PS: WE NEGLECTED TO MENTION THE FOLLOWING KINGSTON INITIATIVES THAT LEAVE GLEN EIRA FOR DEAD –

  • Glen Eira has 25% permeability quota, but only for its equivalent to minimal change. Kingston has decided that 40% is required and not just in its minimal change areas but also for its Growth Zones. In these latter zones there is the stipulation of 30% permeability requirement for each of its 3 Residential Growth Zones
  • Also incorporated into this amendment is the Open Space Levy of 5% across the board and 8% for businesses. Glen Eira is still stuck on 0.25% for some areas. Even if the new Open Space Levy is recommended, it will take another amendment to make this law. That could be years down the track as Hyams likes to tell people. In the meantime developers will continue to get away with paying nothing or a mere pittance.
  • And last but not least there is this commitment from Kingston which is unheard of in Glen Eira –Although the Advisory Note indicates that Councils with existing Local Planning Policies could immediately begin a Planning Scheme Amendment and potentially seek the Minister for Planning’s consent to exempt public notice, this approach has not been followed by Council. The Council has chosen to ensure that community feedback on how the reforms are best implemented in Kingston is sought. The Planning Scheme Amendment is also to include community consultation.

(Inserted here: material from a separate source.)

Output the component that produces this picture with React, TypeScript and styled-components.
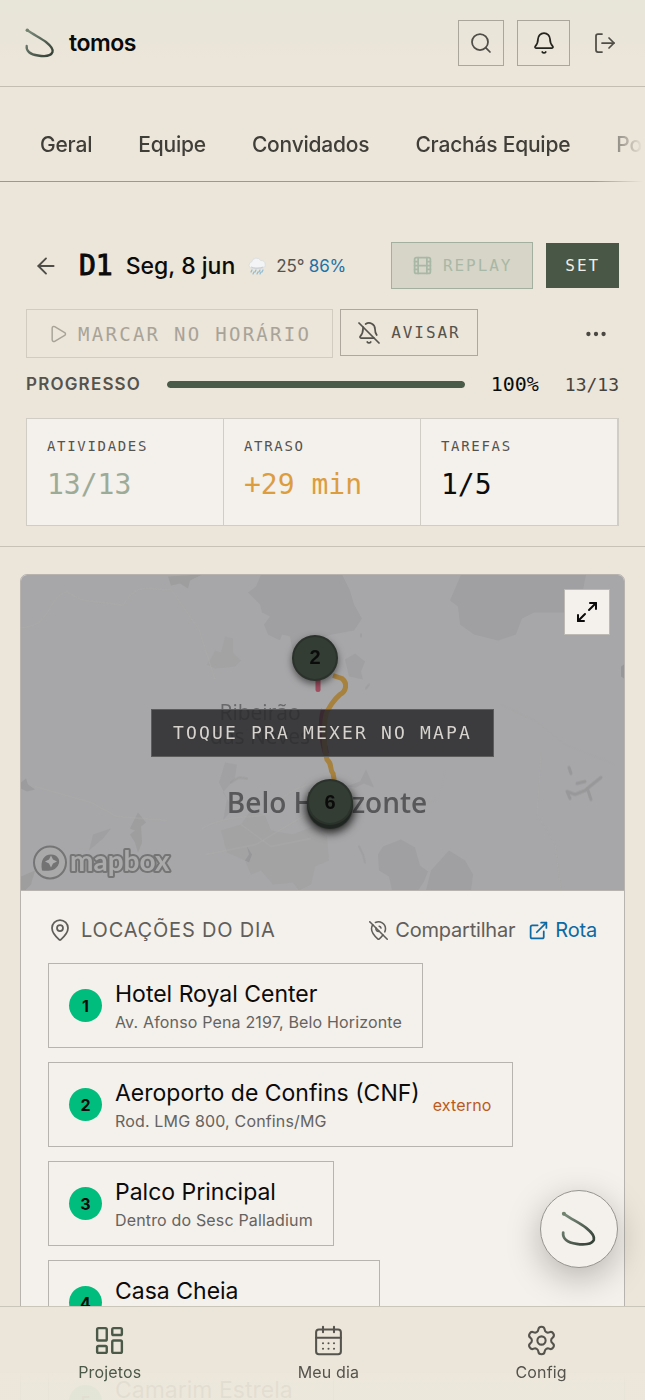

    As a consequence of the consultation period which ran from the 17 June – 26 July 2013, a total of 153 submissions were received. A detailed briefing on the submissions was provided to Councillors on the 5 August 2013 and copies of all submissions have been made available to Councillors.

    Council has maintained the view that it is important that this initiative is broadly promoted across the Kingston Community and opportunities for the community to participate in firstly understanding the reforms (Stage 1) and secondly commenting on the Planning Scheme Amendment which introduces the reforms is provided (Stage 2).